Diffusion Models for Reinforcement Learning: A Survey

The paper "Diffusion Models for Reinforcement Learning: A Survey" provides an analytical overview of the recent integration and application of diffusion models within reinforcement learning (RL). This area of paper examines how these models, known for their high-quality generative capabilities, contribute to addressing longstanding challenges in RL, such as restricted policy expressiveness, data scarcity, and compounding errors in model-based planning.

Challenges in Reinforcement Learning

The survey begins by exploring the inherent challenges in RL, particularly in offline settings. Traditional RL algorithms often suffer from low sample efficiency, compounded by limitations in policy expressiveness. Offline RL, which relies on existing datasets without real-time interactions, faces further constraints due to the potential mismatch between the dataset's distribution and the policy's operational environment. This distributional shift leads to the necessity for policies that can adapt beyond the constraints of unimodal Gaussian distributions.

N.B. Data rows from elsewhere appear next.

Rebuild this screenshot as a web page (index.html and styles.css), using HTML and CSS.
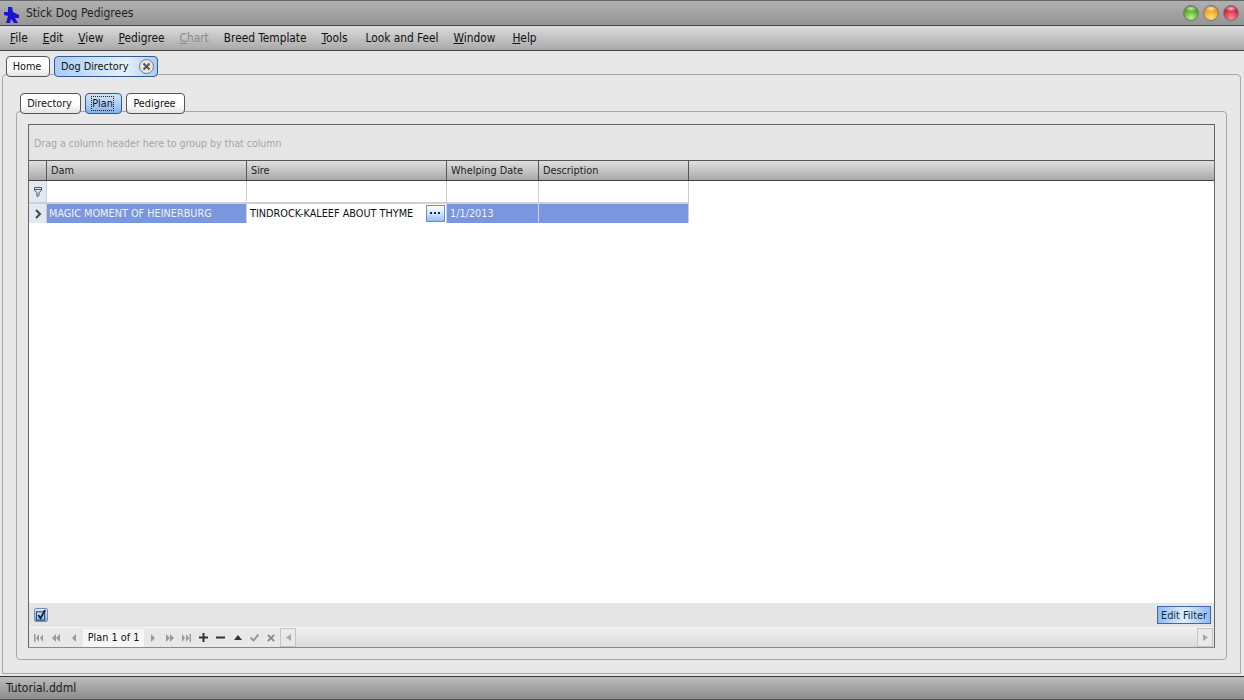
FILE: index.html
```html
<!DOCTYPE html>
<html>
<head>
	<title>Stick Dog Pedigrees</title>
	<link rel="stylesheet" href="styles.css">
</head>
<body>
<div class="app">
	<div class="titlebar">
		<svg class="logo" width="16" height="16" viewBox="0 0 16 16"><path d="M4 0 H8 L9 5 L15 8 V11 H11 L14 16 H10 L7 12 L6 16 H2 L4 9 L0 8 V5 L4 5 Z" fill="#1a14d8"/></svg>
		<span class="title">Stick Dog Pedigrees</span>
		<span class="winbtns">
			<i class="winbtn green"></i>
			<i class="winbtn orange"></i>
			<i class="winbtn red"></i>
		</span>
	</div>

	<div class="menubar">
		<span class="menu"><u>F</u>ile</span>
		<span class="menu"><u>E</u>dit</span>
		<span class="menu"><u>V</u>iew</span>
		<span class="menu"><u>P</u>edigree</span>
		<span class="menu disabled"><u>C</u>hart</span>
		<span class="menu">Breed Template</span>
		<span class="menu menu-tools"><u>T</u>ools</span>
		<span class="menu">Look and Feel</span>
		<span class="menu menu-window"><u>W</u>indow</span>
		<span class="menu"><u>H</u>elp</span>
	</div>

	<div class="workspace">
		<div class="tabs outer-tabs">
			<span class="tab home-tab">Home</span>
			<span class="tab active dir-tab">Dog Directory
				<span class="close-btn">
					<svg width="9" height="9" viewBox="0 0 9 9"><path d="M1.5 1.5 L7.5 7.5 M7.5 1.5 L1.5 7.5" stroke="#555" stroke-width="2"/></svg>
				</span>
			</span>
		</div>
		<div class="panel outer-panel">
			<div class="tabs inner-tabs">
				<span class="tab directory-tab">Directory</span>
				<span class="tab active plan-tab"><span class="focus">Plan</span></span>
				<span class="tab pedigree-tab">Pedigree</span>
			</div>
			<div class="panel inner-panel">
				<div class="gridbox">
					<div class="group-panel">Drag a column header here to group by that column</div>

					<div class="row header-row">
						<div class="hcell"></div>
						<div class="hcell">Dam</div>
						<div class="hcell">Sire</div>
						<div class="hcell">Whelping Date</div>
						<div class="hcell">Description</div>
						<div class="hcell last"></div>
					</div>

					<div class="row filter-row">
						<div class="indicator">
							<svg width="8" height="10" viewBox="0 0 8 10"><path d="M0.5 0.5 H7.5 V3.5 L5 5.5 V8.5 L3 9.5 V5.5 L0.5 3.5 Z M0.5 2.5 H7.5" fill="none" stroke="#4d5a6b"/></svg>
						</div>
						<div class="cell"></div>
						<div class="cell"></div>
						<div class="cell"></div>
						<div class="cell"></div>
					</div>

					<div class="row data-row">
						<div class="indicator">
							<svg width="8" height="10" viewBox="0 0 8 10"><path d="M2 1 L6 5 L2 9" fill="none" stroke="#444" stroke-width="2"/></svg>
						</div>
						<div class="cell selected dam-cell">MAGIC MOMENT OF HEINERBURG</div>
						<div class="cell editing">TINDROCK-KALEEF ABOUT THYME
							<span class="dots-btn">
								<svg width="11" height="3" viewBox="0 0 11 3"><path d="M0 0h2v2H0z M4 0h2v2H4z M8 0h2v2H8z" fill="#1c2a4a"/></svg>
							</span>
						</div>
						<div class="cell selected">1/1/2013</div>
						<div class="cell selected"></div>
					</div>

					<div class="grid-space"></div>

					<div class="filter-bar">
						<span class="check-btn">
							<svg width="13" height="13" viewBox="0 0 13 13"><rect x="1.5" y="2.5" width="9" height="9" fill="none" stroke="#22304f"/><path d="M3.5 6 L6 9.5 L11 0.5" fill="none" stroke="#16213d" stroke-width="2"/></svg>
						</span>
						<span class="edit-filter">Edit Filter</span>
					</div>

					<div class="nav-bar">
						<div class="nav-buttons">
							<svg class="nav-icon" width="9" height="8" viewBox="0 0 9 8"><path d="M0 0h1.500v8H0z M5 0v8L2 4z M9 0v8L6 4z" fill="#9a9a9a"/></svg>
							<svg class="nav-icon prev-many" width="8" height="8" viewBox="0 0 8 8"><path d="M4 0v8L0 4z M8 0v8L4 4z" fill="#9a9a9a"/></svg>
							<svg class="nav-icon prev-one" width="4" height="8" viewBox="0 0 4 8"><path d="M4 0v8L0 4z" fill="#9a9a9a"/></svg>
							<span class="nav-text">Plan 1 of 1</span>
							<svg class="nav-icon next-one" width="4" height="8" viewBox="0 0 4 8"><path d="M0 0v8l4-4z" fill="#9a9a9a"/></svg>
							<svg class="nav-icon next-many" width="8" height="8" viewBox="0 0 8 8"><path d="M0 0v8l4-4z M4 0v8l4-4z" fill="#9a9a9a"/></svg>
							<svg class="nav-icon next-last" width="9" height="8" viewBox="0 0 9 8"><path d="M0 0v8l3-4z M4 0v8l3-4z M7.500 0H9v8H7.500z" fill="#9a9a9a"/></svg>
							<svg class="nav-icon edit" width="9" height="9" viewBox="0 0 9 9"><path d="M3.500 0h2v3.500H9v2H5.500V9h-2V5.500H0v-2h3.500z" fill="#333"/></svg>
							<svg class="nav-icon edit" width="9" height="9" viewBox="0 0 9 9"><path d="M0 3.500h9v2H0z" fill="#333"/></svg>
							<svg class="nav-icon edit up" width="8" height="9" viewBox="0 0 8 9"><path d="M4 2L8 7H0z" fill="#333"/></svg>
							<svg class="nav-icon edit" width="9" height="9" viewBox="0 0 9 9"><path d="M0.500 4.500L3.500 7.500L8.500 1.500" fill="none" stroke="#999" stroke-width="2"/></svg>
							<svg class="nav-icon edit" width="8" height="8" viewBox="0 0 9 9"><path d="M1 1L8 8M8 1L1 8" fill="none" stroke="#888" stroke-width="2"/></svg>
						</div>
						<div class="scrollbar">
							<span class="scroll-btn"><svg width="5" height="7" viewBox="0 0 5 7"><path d="M5 0v7L0 3.500z" fill="#aaa"/></svg></span>
							<span class="scroll-track"></span>
							<span class="scroll-btn"><svg width="5" height="7" viewBox="0 0 5 7"><path d="M0 0v7l5-3.500z" fill="#aaa"/></svg></span>
						</div>
					</div>
				</div>
			</div>
		</div>
	</div>

	<div class="statusbar">Tutorial.ddml</div>
</div>
</body>
</html>
```

FILE: styles.css
```css
/* Stick Dog Pedigrees main window */

html, body { margin: 0; padding: 0; }
body { font-family: "DejaVu Sans Condensed", "DejaVu Sans", sans-serif; font-stretch: condensed; font-size: 10.8px; color: #111; background: #e8e8e8; }
svg { display: block; }

.app { width: 1244px; height: 700px; display: flex; flex-direction: column; overflow: hidden; }

/* title bar */
.titlebar { flex: none; display: flex; align-items: center; padding: 0 5px 0 4px; border-top: 1px solid #666; border-bottom: 1px solid #444; background: linear-gradient(#b0b0b0, #959595); font-size: 12px; height: 24px; }
.logo { margin-right: 6px; margin-top: 3px; }
.title { color: #1e1e1e; }
.winbtns { margin-left: auto; display: flex; gap: 4px; }
.winbtn { width: 14px; height: 14px; border-radius: 50%; border: 1px solid #777; box-sizing: content-box; }
.green { background: radial-gradient(ellipse 6px 3px at 50% 18%, rgba(255,255,255,.75), transparent), radial-gradient(circle at 50% 85%, #c0f090, #55a828 60%, #2f7a18); }
.orange { background: radial-gradient(ellipse 6px 3px at 50% 18%, rgba(255,255,255,.75), transparent), radial-gradient(circle at 50% 85%, #ffe080, #f0a020 60%, #b86a10); }
.red { background: radial-gradient(ellipse 6px 3px at 50% 18%, rgba(255,255,255,.75), transparent), radial-gradient(circle at 50% 85%, #f89098, #d02840 60%, #96182c); }

/* menu */
.menubar { height: 24px; flex: none; display: flex; align-items: center; gap: 15px; padding-left: 10px; border-bottom: 1px solid #444; background: linear-gradient(#dcdcdc, #a9a9a9); font-size: 11.8px; }
.menu { color: #111; }
.menu.disabled { color: #8a8a8a; }
.menu-tools { margin-right: 3px; }
.menu-window { margin-right: 2px; }

/* tabs */
.workspace { flex: 1; min-height: 0; display: flex; flex-direction: column; padding: 5px 3px 2px 2px; }
.tabs { display: flex; gap: 4px; position: relative; z-index: 1; flex: none; height: 21px; margin-bottom: -3px; }
.outer-tabs { padding-left: 4px; }
.inner-tabs { padding-left: 4px; }
.tab { box-sizing: border-box; height: 21px; display: flex; align-items: center; justify-content: center; padding-right: 2px; border: 1px solid #555; border-radius: 4px; background: linear-gradient(#fff, #fff 55%, #e2e2e2); }
.tab.active { border-color: #345a96; background: linear-gradient(#cfe4fb, #b4d4f6 45%, #7fb2ee); }
.home-tab { width: 44px; }
.tab.dir-tab { width: 104px; justify-content: flex-start; padding: 0 0 0 6px; background: linear-gradient(90deg, #a9cdf5, #e4f0fc 70%, #a9cdf5); }
.close-btn { width: 15px; height: 15px; margin-left: auto; margin-right: 3px; border-radius: 50%; border: 1px solid #777; background: #e6e6e6; display: flex; align-items: center; justify-content: center; box-sizing: border-box; }
.directory-tab { width: 61px; }
.plan-tab { width: 37px; }
.pedigree-tab { width: 59px; }
.focus { outline: 1px dotted #223; outline-offset: 0; line-height: 13px; }

.panel { border: 1px solid #a8a8a8; border-radius: 4px; background: #e8e8e8; }
.outer-panel { flex: 1; min-height: 0; display: flex; flex-direction: column; padding: 18px 13px 13px 13px; border-bottom-left-radius: 0; border-bottom-right-radius: 0; }
.inner-panel { flex: 1; min-height: 0; display: flex; padding: 12px 11px 11px 11px; }

/* grid */
.gridbox { flex: 1; min-width: 0; display: flex; flex-direction: column; border: 1px solid #666; border-bottom-color: #888; background: #fff; }
.group-panel { height: 35px; flex: none; box-sizing: border-box; padding: 12px 0 0 5px; background: #e5e5e5; color: #a5a5a5; font-size: 10.5px; }
.row { display: grid; grid-template-columns: 18px 200px 200px 92px 150px 1fr; flex: none; }
.header-row { border-top: 1px solid #555; border-bottom: 1px solid #444; box-sizing: border-box; height: 21px; background: linear-gradient(#e0e0e0, #a8a8a8); }
.hcell { border-right: 1px solid #555; padding-left: 4px; line-height: 19px; color: #222; }
.hcell.last { border-right: 0; }
.filter-row { height: 22px; }
.data-row { height: 20px; }
.indicator { background: #e3e9f2; border-right: 1px solid #ccc; border-bottom: 1px solid #cfcfcf; display: flex; align-items: center; justify-content: center; }
.cell { border-right: 1px solid #d0d0d0; border-bottom: 1px solid #d0d0d0; padding-left: 3px; line-height: 20px; white-space: nowrap; }
.filter-row .cell { padding: 0; }
.data-row .indicator, .data-row .cell { border-bottom: 0; }
.data-row .indicator { border-top: 1px solid #cfcfcf; }
.data-row .cell { border-top: 1px solid #c8d2e8; line-height: 19px; }
.selected { background: #7a96de; color: #eef2fb; }
.dam-cell { padding-left: 2px; }
.cell.editing { background: #fff; color: #111; display: flex; align-items: center; justify-content: space-between; padding-right: 1px; }
.dots-btn { width: 19px; height: 17px; flex: none; box-sizing: border-box; border: 1px solid #6d8fbd; background: linear-gradient(#fff, #cfe3fa 50%, #8fbdf0); display: flex; align-items: center; justify-content: center; }
.grid-space { flex: 1; background: #fff; }

.filter-bar { height: 24px; flex: none; display: flex; align-items: center; justify-content: space-between; padding: 0 3px 0 5px; background: #e5e5e5; }
.check-btn { width: 14px; height: 14px; box-sizing: border-box; border: 1px solid #6f8fb8; border-radius: 2px; background: linear-gradient(#d8e8fb, #8ebbef); display: flex; align-items: center; justify-content: center; }
.edit-filter { width: 54px; height: 18px; box-sizing: border-box; border: 1px solid #3f6aa8; background: linear-gradient(90deg, #8dbcf0, #e0eefc 50%, #8dbcf0); display: flex; align-items: center; justify-content: center; color: #1a2a44; }

.nav-bar { height: 19px; flex: none; display: flex; align-items: stretch; background: #e8e8e8; border-top: 1px solid #f4f4f4; }
.nav-buttons { width: 251px; flex: none; display: flex; align-items: center; padding-left: 5px; box-sizing: border-box; }
.nav-icon { flex: none; }
.prev-many { margin-left: 9px; }
.prev-one { margin-left: 12px; }
.nav-text { margin-left: 7px; width: 61px; text-align: center; line-height: 18px; background: #f6f6f6; color: #111; }
.next-one { margin-left: 7px; }
.next-many { margin-left: 11px; }
.next-last { margin-left: 8px; }
.edit { margin-left: 8px; }
.up { margin-left: 9px; }
.scrollbar { flex: 1; display: flex; min-width: 0; padding-right: 1px; }
.scroll-btn { width: 16px; flex: none; box-sizing: border-box; border: 1px solid #c4c4c4; background: #e9e9e9; display: flex; align-items: center; justify-content: center; }
.scroll-track { flex: 1; background: linear-gradient(#f0f0f0, #dcdcdc); }

/* status */
.statusbar { height: 24px; flex: none; box-sizing: border-box; border-top: 1px solid #333; border-bottom: 1px solid #555; padding-left: 6px; line-height: 22px; font-size: 12px; color: #1a1a1a; background: linear-gradient(#bcbcbc, #8c8c8c); }
```
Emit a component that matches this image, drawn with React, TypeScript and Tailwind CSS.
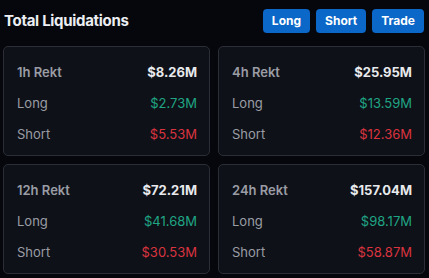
import React from 'react';

type Rekt = { period: string; total: string; long: string; short: string };

const stats: Rekt[] = [
  { period: '1h', total: '$8.26M', long: '$2.73M', short: '$5.53M' },
  { period: '4h', total: '$25.95M', long: '$13.59M', short: '$12.36M' },
  { period: '12h', total: '$72.21M', long: '$41.68M', short: '$30.53M' },
  { period: '24h', total: '$157.04M', long: '$98.17M', short: '$58.87M' },
];

const RektCard: React.FC<{ item: Rekt }> = ({ item }) => (
  <div className="bg-[#0f1118] border border-[#2b2e36] rounded-[5px] pl-[13px] pr-[12px] pt-[10px] pb-[5px] flex flex-col">
    <div className="h-[31px] flex items-center justify-between">
      <span className="text-[13px] font-semibold text-[#9a9da5]">{item.period} Rekt</span>
      <span className="text-[13px] font-bold text-[#e8e9ec]">{item.total}</span>
    </div>
    <div className="h-[31px] flex items-center justify-between">
      <span className="text-[13px] text-[#9a9da5]">Long</span>
      <span className="text-[13px] text-[#1fa584]">{item.long}</span>
    </div>
    <div className="h-[31px] flex items-center justify-between">
      <span className="text-[13px] text-[#9a9da5]">Short</span>
      <span className="text-[13px] text-[#d9343f]">{item.short}</span>
    </div>
  </div>
);

export default function App() {
  return (
    <div className="w-[429px] h-[278px] bg-[#05070c] font-['Inter',sans-serif] overflow-hidden">
      {/* Header */}
      <div className="h-[42px] pl-[4px] pr-[5px] pt-[9px] flex items-start justify-between">
        <h1 className="text-[15px] font-bold text-[#eceef2] tracking-[-0.3px] leading-[24px]">Total Liquidations</h1>
        <div className="flex gap-[6px]">
          {['Long', 'Short', 'Trade'].map((label) => (
            <button
              key={label}
              className="h-[24px] px-[9px] rounded-[4px] bg-[#0b67c8] text-white text-[12px] font-bold leading-none"
            >
              {label}
            </button>
          ))}
        </div>
      </div>

      {/* Cards */}
      <div className="grid grid-cols-2 gap-[8px] pl-[3px] pr-[4px] pt-[4px]">
        {stats.map((s) => (
          <RektCard key={s.period} item={s} />
        ))}
      </div>
    </div>
  );
}
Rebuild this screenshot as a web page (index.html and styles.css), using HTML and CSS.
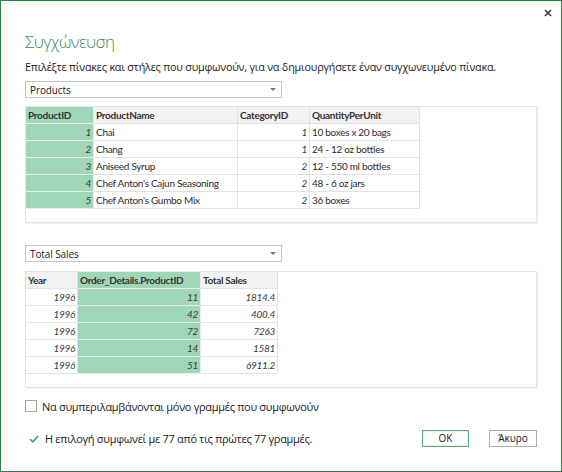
FILE: index.html
```html
<!DOCTYPE html>
<html lang="el">
<head>
<meta charset="utf-8">
<title>Συγχώνευση</title>
<link rel="stylesheet" href="styles.css">
</head>
<body>
<div class="dialog">
  <div class="titlebar">
    <button class="close" aria-label="Κλείσιμο">
      <svg width="8" height="8" viewBox="0 0 8 8"><path d="M1 1L7 7M7 1L1 7" stroke="#3a3a3a" stroke-width="1.6" fill="none"/></svg>
    </button>
  </div>
  <h1 class="title">Συγχώνευση</h1>
  <p class="desc">Επιλέξτε πίνακες και στήλες που συμφωνούν, για να δημιουργήσετε έναν συγχωνευμένο πίνακα.</p>

  <div class="select select-first"><span>Products</span><span class="arrow"></span></div>
  <div class="grid-box">
    <table class="grid t1">
      <colgroup><col class="c-pid"><col class="c-pname"><col class="c-cat"><col class="c-qty"></colgroup>
      <thead>
        <tr><th class="sel">ProductID</th><th>ProductName</th><th>CategoryID</th><th>QuantityPerUnit</th></tr>
      </thead>
      <tbody>
        <tr><td class="sel num">1</td><td>Chai</td><td class="num">1</td><td>10 boxes x 20 bags</td></tr>
        <tr><td class="sel num">2</td><td>Chang</td><td class="num">1</td><td>24 - 12 oz bottles</td></tr>
        <tr><td class="sel num">3</td><td>Aniseed Syrup</td><td class="num">2</td><td>12 - 550 ml bottles</td></tr>
        <tr><td class="sel num">4</td><td>Chef Anton's Cajun Seasoning</td><td class="num">2</td><td>48 - 6 oz jars</td></tr>
        <tr><td class="sel num">5</td><td>Chef Anton's Gumbo Mix</td><td class="num">2</td><td>36 boxes</td></tr>
      </tbody>
    </table>
  </div>

  <div class="select select-second"><span>Total Sales</span><span class="arrow"></span></div>
  <div class="grid-box box-second">
    <table class="grid t2">
      <colgroup><col class="c-year"><col class="c-odp"><col class="c-ts"></colgroup>
      <thead>
        <tr><th>Year</th><th class="sel">Order_Details.ProductID</th><th>Total Sales</th></tr>
      </thead>
      <tbody>
        <tr><td class="num">1996</td><td class="sel num">11</td><td class="num">1814.4</td></tr>
        <tr><td class="num">1996</td><td class="sel num">42</td><td class="num">400.4</td></tr>
        <tr><td class="num">1996</td><td class="sel num">72</td><td class="num">7263</td></tr>
        <tr><td class="num">1996</td><td class="sel num">14</td><td class="num">1581</td></tr>
        <tr><td class="num">1996</td><td class="sel num">51</td><td class="num">6911.2</td></tr>
      </tbody>
    </table>
  </div>

  <label class="check-row"><span class="checkbox"></span><span>Να συμπεριλαμβάνονται μόνο γραμμές που συμφωνούν</span></label>

  <div class="footer">
    <div class="status">
      <svg class="tick" width="10" height="8" viewBox="0 0 10 8"><path d="M1 4L3.8 6.8L9 1" stroke="#3d9b63" stroke-width="1.5" fill="none"/></svg>
      <span>Η επιλογή συμφωνεί με 77 από τις πρώτες 77 γραμμές.</span>
    </div>
    <div class="buttons">
      <button class="btn btn-ok">OK</button>
      <button class="btn btn-cancel">Άκυρο</button>
    </div>
  </div>
</div>
</body>
</html>
```

FILE: styles.css
```css
* { box-sizing: border-box; }

html, body {
  margin: 0;
  padding: 0;
  background: #ffffff;
}

.dialog {
  width: 562px;
  height: 472px;
  border: 1px solid #2f7d4e;
  background: #ffffff;
  padding: 0 24px 0 24px;
  font-family: "Open Sans", "Noto Sans", "DejaVu Sans", sans-serif;
  color: #262626;
}

.titlebar {
  height: 29px;
  display: flex;
  justify-content: flex-end;
  align-items: flex-start;
  margin-right: -15px;
  padding-top: 8px;
}

.close {
  border: 0;
  background: transparent;
  padding: 0;
  width: 8px;
  height: 8px;
  display: flex;
}

.title {
  margin: 0;
  font-size: 17px;
  line-height: 24px;
  font-weight: 300;
  color: #3c8b5c;
  letter-spacing: -0.6px;
}

.desc {
  margin: 5px 0 0 0;
  font-size: 10.8px;
  line-height: 16px;
  letter-spacing: -0.2px;
  color: #222;
  white-space: nowrap;
}

.select {
  width: 257px;
  height: 17px;
  border: 1px solid #c6c6c6;
  display: flex;
  align-items: center;
  justify-content: space-between;
  padding: 0 5px 0 4px;
  font-size: 10px;
  letter-spacing: -0.1px;
  color: #222;
}

.select-first { margin-top: 6px; }
.select-second { margin-top: 22px; }

.arrow {
  width: 0;
  height: 0;
  border-left: 3px solid transparent;
  border-right: 3px solid transparent;
  border-top: 3px solid #7a7a7a;
}

.grid-box {
  margin-top: 8px;
  width: 512px;
  height: 117px;
  border: 1px solid #e4e4e4;
  box-shadow: 1px 1px 0 #f1f1f1;
  background: #fff;
}

.box-second { margin-top: 9px; }

.grid {
  border-collapse: collapse;
  table-layout: fixed;
  font-family: "Lato", "Liberation Sans", sans-serif;
  font-size: 10px;
  letter-spacing: -0.3px;
  color: #2b2b2b;
  margin: -1px 0 0 -1px;
}

.grid th,
.grid td {
  height: 17px;
  padding: 0 2px;
  border: 1px solid #e2e2e2;
  white-space: nowrap;
  overflow: hidden;
  text-align: left;
  line-height: 15px;
}

.grid th {
  background: #f2f2f2;
  font-weight: 700;
  color: #333;
}

.grid th.sel,
.grid td.sel {
  background: #a0d6b8;
  border-color: #e6eee9;
}

.grid td.num {
  text-align: right;
  font-style: italic;
  color: #3a3a3a;
  padding-right: 2px;
}

.c-pid { width: 68px; }
.c-pname { width: 144px; }
.c-cat { width: 72px; }
.c-qty { width: 110px; }

.c-year { width: 52px; }
.c-odp { width: 123px; }
.c-ts { width: 77px; }

.check-row {
  margin-top: 11px;
  height: 14px;
  display: flex;
  align-items: center;
  gap: 5px;
  font-size: 11px;
  letter-spacing: -0.3px;
  color: #222;
}

.checkbox {
  width: 12px;
  height: 12px;
  border: 1px solid #a6a6a6;
  background: #fff;
  flex: none;
}

.footer {
  margin-top: 17px;
  height: 17px;
  display: flex;
  align-items: center;
}

.status {
  display: flex;
  align-items: center;
  gap: 6px;
  font-size: 11px;
  letter-spacing: -0.3px;
  color: #222;
  padding-left: 4px;
}

.tick { flex: none; }

.buttons {
  margin-left: auto;
  display: flex;
  gap: 20px;
}

.btn {
  height: 17px;
  padding: 0;
  border: 1px solid #adadad;
  background: #fdfdfd;
  font-family: "Open Sans", "Noto Sans", sans-serif;
  font-size: 10px;
  color: #222;
  line-height: 15px;
}

.btn-ok {
  width: 47px;
  border: 1px solid #5aa87b;
  box-shadow: inset 0 0 0 1px #e3f1e8;
}

.btn-cancel { width: 48px; }
```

Additionally, model-based RL methods encounter compounding errors from cumulative prediction inaccuracies, and conventional multitask RL approaches struggle with generalization across varied task settings. These challenges present a landscape where diffusion models could leverage their distribution modeling strengths to offer effective solutions.

Roles and Frameworks for Diffusion Models

The paper categorizes the roles of diffusion models into three primary functions:

  1. Planner: Diffusion models are deployed to generate multistep plans by modeling full trajectory segments, thus addressing the temporal consistency issues in planning with dynamic models in RL. Notably, diffusion-based planners can utilize classifier-guided or classifier-free sampling for trajectory generation, proving beneficial in environments with restrictive offline datasets.
  2. Policy: Here, diffusion models replace traditional policy parameterizations, directly modeling more expressive action distributions in environments with complex dynamics. These diffusion policies are integrated with Q-learning-based frameworks, where the model's expressiveness can particularly benefit offline RL techniques like weighted regression.
  3. Data Synthesizer: Diffusion models enhance dataset diversity by generating high-quality synthetic data to augment training sets. This approach alleviates data scarcity concerns by maintaining dynamic consistency and expanding representational coverage beyond what is contained in limited offline datasets.

Applications and Strong Numerical Results

The survey highlights that diffusion models achieve significant performance improvements across several applications, including standard, multitask, and multi-agent offline RL. Incorporating these models into imitation learning provides further validation, with enhanced ability to imitate multi-modal behaviors from complex real-world datasets. These models also extend into trajectory generation tasks beyond RL, offering superior outcomes in human pose and robotic motion synthesis.

Speculative Futures and Implications

The survey concludes with potential future directions for research. It suggests the exploration of generative simulation to create diverse, contextual interaction environments and the integration of safety constraints within diffusion-guided decision frameworks. Additionally, leveraging retrieval-augmented diffusion models could bolster generation quality in long-tail distributed datasets.

In sum, this survey elevates the understanding of diffusion models in RL, emphasizing their versatility and effectiveness in addressing core challenges. As research progress continues, this integration may further evolve to utilize the full breadth of diffusion models in complex decision-making domains.